On a personal note, I would like to thank all the members of the Dunbar Harbour Trust who have been involved with the project. Particular mention should be made of Becky Donald, John Blyth and John Band who, along with myself, were founder members of McArthur’s Store Building Preservation Trust and have been closely involved with the project throughout.
Mention must also be made of the long suffering fishermen who have had to endured a great deal of discomfort and inconvenience during the restoration period. I would like to take this opportunity to thank them for their patience and co-operation over the past couple of years and hope that, having now seen the transformation of the stores from what they were into what you see here today, they will consider the wait to have been well worthwhile.

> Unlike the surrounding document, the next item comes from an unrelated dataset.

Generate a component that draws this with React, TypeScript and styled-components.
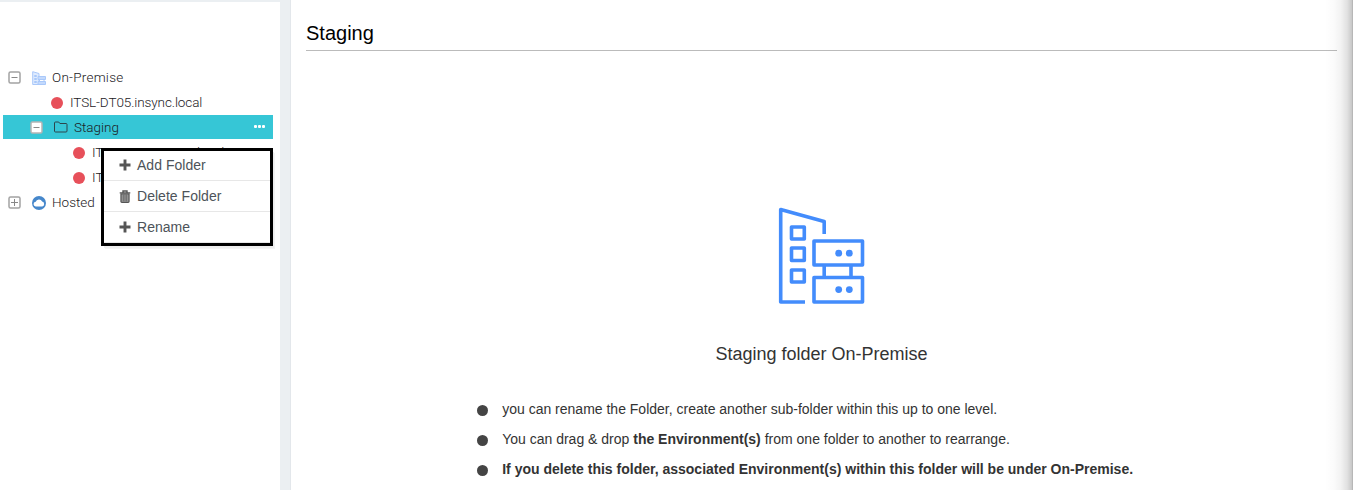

Clearly this project would not have been realised without the shared commitment of many organisations and many individuals. I hope that you will agree that what has been achieved is remarkable. Perhaps the oldest continuously used harbour building in Scotland has been given a new lease of life. The building has been brought into the 21st century but its essential industrial character has been retained. Not only has the restoration enhanced an important area of the old harbour for residents and visitors alike, but it has allowed the building to continue to perform an important role in securing the future of our local fishing fleet. I sincerely hope that generations of fishermen to come will be able to make good use of the facility.